Interface markup and scripts:
---------------
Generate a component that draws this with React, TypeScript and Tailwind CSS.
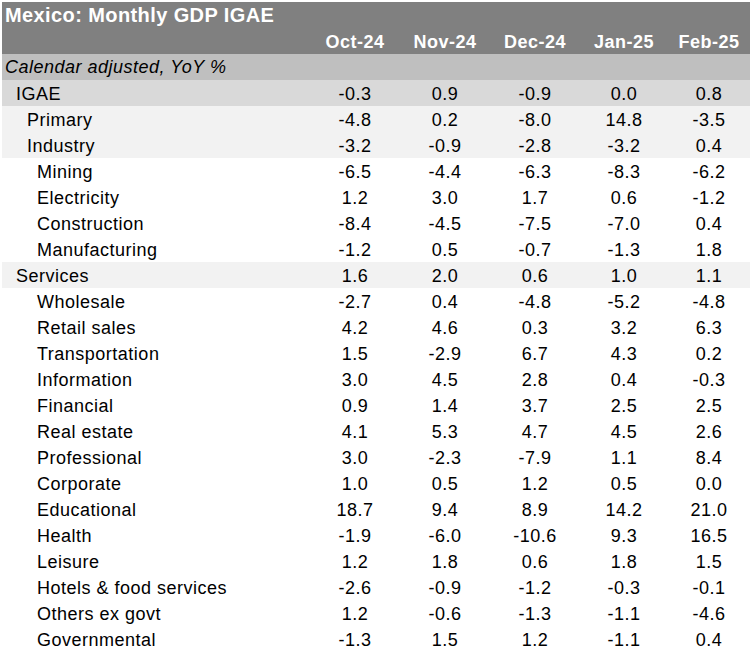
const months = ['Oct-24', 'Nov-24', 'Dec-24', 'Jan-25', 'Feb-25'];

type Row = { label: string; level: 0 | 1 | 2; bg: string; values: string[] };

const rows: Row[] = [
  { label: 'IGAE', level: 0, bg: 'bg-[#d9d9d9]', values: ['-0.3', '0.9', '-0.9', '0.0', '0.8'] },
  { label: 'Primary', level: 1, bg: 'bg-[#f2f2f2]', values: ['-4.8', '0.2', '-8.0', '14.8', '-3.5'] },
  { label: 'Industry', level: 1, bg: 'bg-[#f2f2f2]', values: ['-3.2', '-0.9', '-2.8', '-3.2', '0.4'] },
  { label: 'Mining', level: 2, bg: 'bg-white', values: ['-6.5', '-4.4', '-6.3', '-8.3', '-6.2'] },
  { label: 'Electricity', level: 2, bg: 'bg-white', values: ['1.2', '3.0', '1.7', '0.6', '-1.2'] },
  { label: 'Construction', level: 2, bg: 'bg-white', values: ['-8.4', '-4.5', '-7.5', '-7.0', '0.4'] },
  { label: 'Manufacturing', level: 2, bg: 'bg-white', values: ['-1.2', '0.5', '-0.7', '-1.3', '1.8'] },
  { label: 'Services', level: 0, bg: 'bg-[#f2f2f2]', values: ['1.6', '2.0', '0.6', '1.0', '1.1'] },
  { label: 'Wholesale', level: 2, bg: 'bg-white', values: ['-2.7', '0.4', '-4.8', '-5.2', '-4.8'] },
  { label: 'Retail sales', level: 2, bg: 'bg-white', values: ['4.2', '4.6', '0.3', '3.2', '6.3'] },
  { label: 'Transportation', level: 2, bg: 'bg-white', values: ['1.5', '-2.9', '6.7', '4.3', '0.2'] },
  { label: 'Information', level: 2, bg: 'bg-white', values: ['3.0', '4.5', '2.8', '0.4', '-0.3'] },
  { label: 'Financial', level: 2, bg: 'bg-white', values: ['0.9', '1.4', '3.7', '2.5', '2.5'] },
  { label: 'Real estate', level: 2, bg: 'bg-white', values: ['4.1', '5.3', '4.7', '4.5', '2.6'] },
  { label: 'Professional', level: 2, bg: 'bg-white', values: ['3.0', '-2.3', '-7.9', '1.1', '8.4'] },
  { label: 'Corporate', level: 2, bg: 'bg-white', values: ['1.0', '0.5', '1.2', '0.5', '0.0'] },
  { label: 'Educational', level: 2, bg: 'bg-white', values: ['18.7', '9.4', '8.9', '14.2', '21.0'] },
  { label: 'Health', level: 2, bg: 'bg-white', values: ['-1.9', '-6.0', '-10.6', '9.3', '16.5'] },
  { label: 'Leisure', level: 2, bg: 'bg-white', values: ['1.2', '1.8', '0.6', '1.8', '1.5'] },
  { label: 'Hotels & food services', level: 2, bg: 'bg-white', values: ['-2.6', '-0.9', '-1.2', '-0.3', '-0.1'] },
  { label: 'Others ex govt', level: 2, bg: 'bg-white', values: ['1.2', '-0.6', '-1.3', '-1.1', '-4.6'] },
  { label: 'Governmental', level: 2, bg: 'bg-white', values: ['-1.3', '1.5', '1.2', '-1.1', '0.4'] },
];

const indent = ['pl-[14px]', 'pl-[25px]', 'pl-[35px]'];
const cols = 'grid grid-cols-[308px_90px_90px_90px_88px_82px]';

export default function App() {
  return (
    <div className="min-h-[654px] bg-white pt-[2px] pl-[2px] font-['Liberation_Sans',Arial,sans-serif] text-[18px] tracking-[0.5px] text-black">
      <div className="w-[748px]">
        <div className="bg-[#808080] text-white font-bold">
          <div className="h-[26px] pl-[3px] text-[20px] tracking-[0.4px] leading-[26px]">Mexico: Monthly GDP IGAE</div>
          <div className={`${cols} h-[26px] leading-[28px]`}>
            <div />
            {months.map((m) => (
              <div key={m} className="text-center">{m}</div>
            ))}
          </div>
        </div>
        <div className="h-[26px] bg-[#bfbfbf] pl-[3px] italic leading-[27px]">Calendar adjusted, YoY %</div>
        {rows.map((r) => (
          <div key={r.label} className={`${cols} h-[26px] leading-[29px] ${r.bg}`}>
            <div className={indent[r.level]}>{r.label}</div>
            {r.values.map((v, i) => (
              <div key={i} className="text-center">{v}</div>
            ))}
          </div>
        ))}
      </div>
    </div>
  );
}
---------------
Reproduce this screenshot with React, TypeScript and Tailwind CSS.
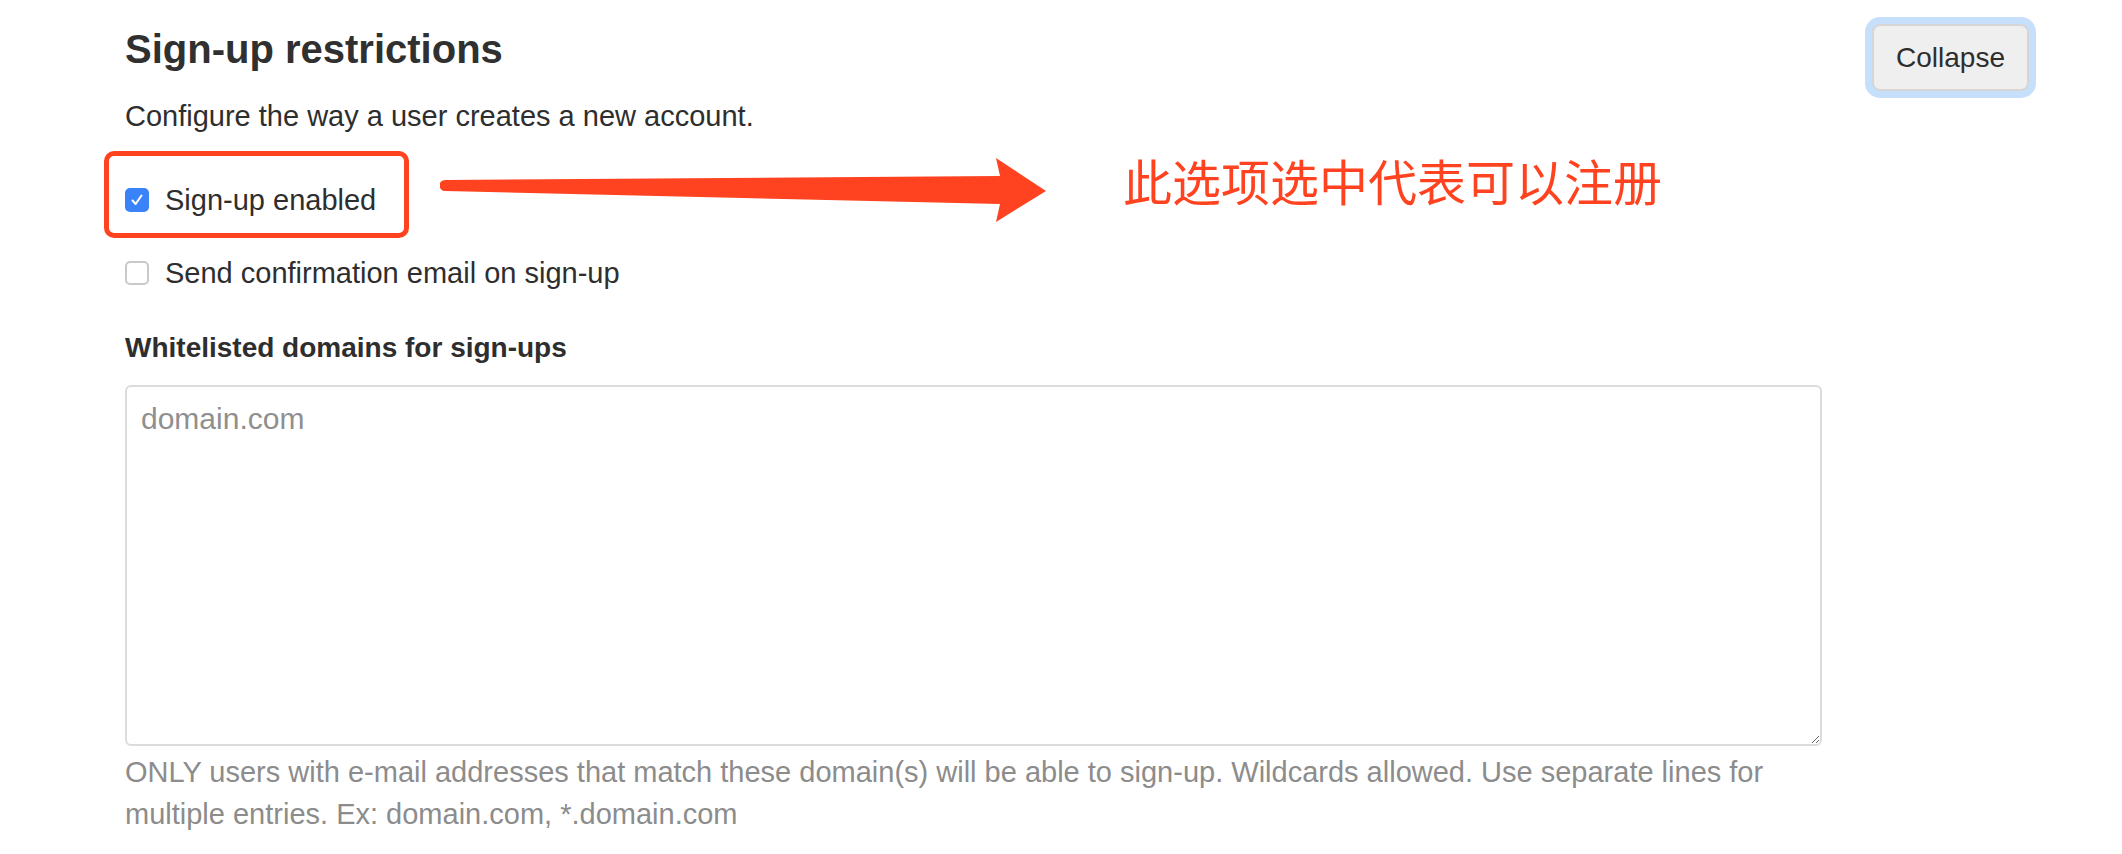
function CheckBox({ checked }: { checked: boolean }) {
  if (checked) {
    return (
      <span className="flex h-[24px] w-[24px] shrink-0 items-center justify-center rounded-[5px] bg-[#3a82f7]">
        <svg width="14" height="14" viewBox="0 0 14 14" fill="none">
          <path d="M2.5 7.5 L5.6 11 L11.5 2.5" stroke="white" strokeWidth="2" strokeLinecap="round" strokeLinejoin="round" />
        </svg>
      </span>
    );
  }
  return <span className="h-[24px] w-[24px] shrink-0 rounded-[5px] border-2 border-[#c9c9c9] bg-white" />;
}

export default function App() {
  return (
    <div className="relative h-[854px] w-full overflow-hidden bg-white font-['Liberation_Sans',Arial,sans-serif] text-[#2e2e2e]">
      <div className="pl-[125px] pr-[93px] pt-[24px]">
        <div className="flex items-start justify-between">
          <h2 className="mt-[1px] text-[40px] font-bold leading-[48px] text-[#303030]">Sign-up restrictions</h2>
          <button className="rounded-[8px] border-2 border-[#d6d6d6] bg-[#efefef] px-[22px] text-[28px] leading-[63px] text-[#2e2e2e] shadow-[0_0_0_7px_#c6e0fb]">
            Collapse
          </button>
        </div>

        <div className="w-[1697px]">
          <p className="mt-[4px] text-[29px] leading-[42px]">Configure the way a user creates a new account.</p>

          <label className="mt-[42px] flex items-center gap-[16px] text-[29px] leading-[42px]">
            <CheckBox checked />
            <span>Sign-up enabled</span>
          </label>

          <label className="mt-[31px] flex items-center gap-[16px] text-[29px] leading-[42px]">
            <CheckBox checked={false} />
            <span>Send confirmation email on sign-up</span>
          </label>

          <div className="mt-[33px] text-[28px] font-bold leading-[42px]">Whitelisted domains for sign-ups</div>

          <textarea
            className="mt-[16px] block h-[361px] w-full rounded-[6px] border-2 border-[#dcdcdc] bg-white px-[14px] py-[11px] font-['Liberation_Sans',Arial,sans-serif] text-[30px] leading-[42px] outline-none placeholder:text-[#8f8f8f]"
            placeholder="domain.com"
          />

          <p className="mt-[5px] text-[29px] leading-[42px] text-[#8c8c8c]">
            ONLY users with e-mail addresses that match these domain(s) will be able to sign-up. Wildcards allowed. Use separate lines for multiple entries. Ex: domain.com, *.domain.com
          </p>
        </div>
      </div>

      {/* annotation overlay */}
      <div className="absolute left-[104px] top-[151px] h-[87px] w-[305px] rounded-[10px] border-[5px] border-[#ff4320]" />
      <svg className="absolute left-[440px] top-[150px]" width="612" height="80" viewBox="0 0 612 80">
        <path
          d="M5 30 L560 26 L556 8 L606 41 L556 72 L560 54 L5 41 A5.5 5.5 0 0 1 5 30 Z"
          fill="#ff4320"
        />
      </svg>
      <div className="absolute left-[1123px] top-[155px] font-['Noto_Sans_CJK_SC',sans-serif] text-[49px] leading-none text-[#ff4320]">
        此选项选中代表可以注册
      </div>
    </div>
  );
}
---------------
(WHAT THE TASK ASKS) Using the entries above, write out exactly the lines from the one with "Generate a component" through the one with "string; level: 0", ends included. Leave out any pictures.

(TASK ANSWER)
Generate a component that draws this with React, TypeScript and Tailwind CSS.
const months = ['Oct-24', 'Nov-24', 'Dec-24', 'Jan-25', 'Feb-25'];

type Row = { label: string; level: 0 | 1 | 2; bg: string; values: string[] };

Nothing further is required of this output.